** BEGIN The data **

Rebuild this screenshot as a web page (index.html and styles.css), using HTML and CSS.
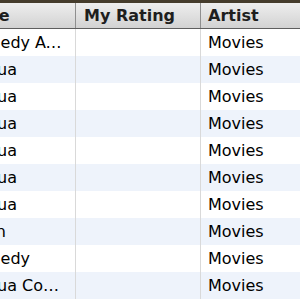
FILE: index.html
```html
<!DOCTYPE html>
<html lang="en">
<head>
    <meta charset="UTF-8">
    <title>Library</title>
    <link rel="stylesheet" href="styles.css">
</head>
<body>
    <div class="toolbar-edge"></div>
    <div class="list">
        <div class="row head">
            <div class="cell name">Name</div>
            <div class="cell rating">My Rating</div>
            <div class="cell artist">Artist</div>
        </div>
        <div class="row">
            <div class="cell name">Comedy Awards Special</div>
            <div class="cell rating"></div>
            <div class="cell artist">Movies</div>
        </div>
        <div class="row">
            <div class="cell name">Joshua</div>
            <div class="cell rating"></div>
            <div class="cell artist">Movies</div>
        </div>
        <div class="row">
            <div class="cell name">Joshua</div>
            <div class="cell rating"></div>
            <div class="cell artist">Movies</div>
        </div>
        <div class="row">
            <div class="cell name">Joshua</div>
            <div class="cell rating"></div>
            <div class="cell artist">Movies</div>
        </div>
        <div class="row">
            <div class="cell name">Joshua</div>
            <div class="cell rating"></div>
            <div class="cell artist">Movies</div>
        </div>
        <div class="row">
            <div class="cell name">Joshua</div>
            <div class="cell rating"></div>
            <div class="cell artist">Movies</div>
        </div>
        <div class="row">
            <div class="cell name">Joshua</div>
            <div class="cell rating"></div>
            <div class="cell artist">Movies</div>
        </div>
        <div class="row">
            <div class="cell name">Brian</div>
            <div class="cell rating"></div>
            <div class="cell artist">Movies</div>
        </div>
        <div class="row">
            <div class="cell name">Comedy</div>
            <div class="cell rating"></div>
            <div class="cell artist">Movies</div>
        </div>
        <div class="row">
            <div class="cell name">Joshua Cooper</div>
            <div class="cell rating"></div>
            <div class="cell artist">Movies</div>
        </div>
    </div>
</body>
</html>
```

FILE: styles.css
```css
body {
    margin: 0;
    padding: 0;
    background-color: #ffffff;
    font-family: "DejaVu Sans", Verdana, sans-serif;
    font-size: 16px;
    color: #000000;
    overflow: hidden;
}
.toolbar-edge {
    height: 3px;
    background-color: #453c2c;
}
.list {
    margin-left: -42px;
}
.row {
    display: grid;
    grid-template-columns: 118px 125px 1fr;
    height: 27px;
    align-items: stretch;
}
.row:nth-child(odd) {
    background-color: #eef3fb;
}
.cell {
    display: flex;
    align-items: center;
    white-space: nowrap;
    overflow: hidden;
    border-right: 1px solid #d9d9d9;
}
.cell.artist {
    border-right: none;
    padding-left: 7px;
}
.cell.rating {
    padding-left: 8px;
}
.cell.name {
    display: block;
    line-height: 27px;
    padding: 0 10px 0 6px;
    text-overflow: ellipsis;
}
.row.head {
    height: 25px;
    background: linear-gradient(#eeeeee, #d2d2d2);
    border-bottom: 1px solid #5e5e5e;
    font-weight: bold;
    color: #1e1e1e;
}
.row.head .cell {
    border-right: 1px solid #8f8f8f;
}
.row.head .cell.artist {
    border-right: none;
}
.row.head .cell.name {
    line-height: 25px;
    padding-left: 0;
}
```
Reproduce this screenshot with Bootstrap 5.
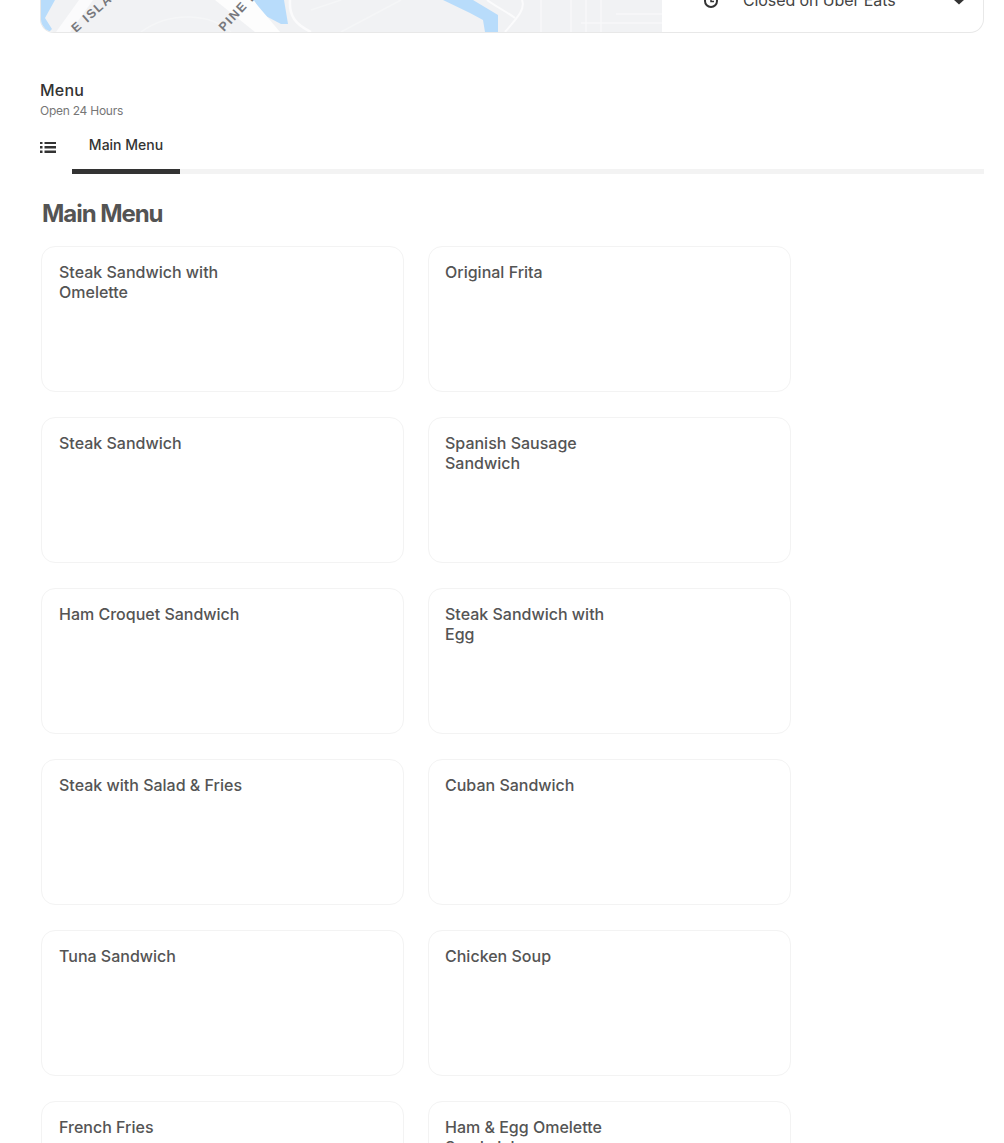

** END The data **

What is expected:
Look through the records and gather every line containing "screenshot".

Finished exercise:
Rebuild this screenshot as a web page (index.html and styles.css), using HTML and CSS.
Reproduce this screenshot with Bootstrap 5.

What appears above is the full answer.